Nov 16 2020
Scanning lasers, right from cameras integrated into the latest smartphones to barcode scanners used at supermarkets, are a crucial part of people’s daily lives. These lasers depend on detectors and lasers for pinpoint accuracy.
The use of LiDAR—a combination of radar and light—is becoming more common for detecting distance and objects. In LiDAR, the surrounding environment is recorded by reflected laser beams, offering key data for factory robots, agricultural machines, and autonomous cars.
Existing technology causes the laser beams to bounce off from moving mirrors—a mechanical technique that leads to inaccuracies and slower scanning speeds, and also results in complexity and large physical size of devices that accommodate mirrors and a laser.

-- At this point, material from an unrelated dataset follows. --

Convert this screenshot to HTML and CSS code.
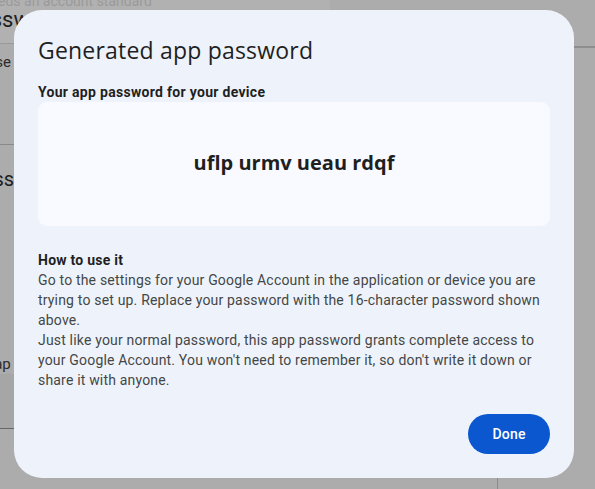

A team of researchers from the Graduate School of Engineering at Kyoto University has elucidated a novel beam scanning device using “photonic crystals.” This device prevents the requirement for moving parts. The study was published in the Nature Communications journal.
Rather than organizing the crystals’ lattice points in an orderly array, the team discovered that changing the positions and shapes of the lattice points caused the laser beam to be produced in unusual directions.
What results is a lattice of photonic crystals that looks like a slab of Swiss cheese, where each crystal is calculated to emit the beam in a specific direction. By eliminating mechanical mirrors, we've made a faster and more reliable beam-scanning device.
Susumu Noda, Study Lead, Kyoto University
Photonic crystal lasers are essentially a type of “semiconductor laser”, the lattice points of which can be considered as nanoscale antennae, which, in turn, can be organized to cause a laser beam to be produced perpendicularly from the surface.
However, at first, the laser beam would only travel in a single direction on a 2D plane. Therefore, the researchers required more area to be covered.
Although the cyclic arrangement of the antennae positions led to an effective direction change, the deformed shape and a reduced power output made this solution impractical.
Modulating the antennae positions caused light emitted from adjacent antennae to cancel each other out, leading us to try changing antenna sizes. Eventually, we discovered that adjusting both position and size resulted in a seemingly random photonic crystal, producing an accurate beam without power loss. We called this a ‘dually modulated photonic crystal’.
Susumu Noda, Study Lead, Kyoto University
By arranging these photonic crystals—each developed to produce a beam in an unusual direction—in a matrix, the researchers were able to construct a compact, switchable, 2D beam scanner without the necessity for any mechanical components.
The researchers have effectively built a scanner that can emit beams in 100 different directions—that is, a resolution of 10×10. This has also been integrated with a diverging laser beam, leading to a novel type of LiDAR with more possibilities to recognize objects.
According to the researchers, additional refinements will allow the resolution to be increased by a factor of 900—that is, up to a 300×300 resolution range.
At first there was a great deal of interest in whether a structure that is seemingly so random could actually work. We now believe that eventually we will be able to develop a LiDAR system small enough to hold on a fingertip.
Susumu Noda, Study Lead, Kyoto University
Journal Reference:
Sakata, R., et al. (2020) Dually modulated photonic crystals enabling high-power high-beam-quality two-dimensional beam scanning lasers. Nature Communications. doi.org/10.1038/s41467-020-17092-w.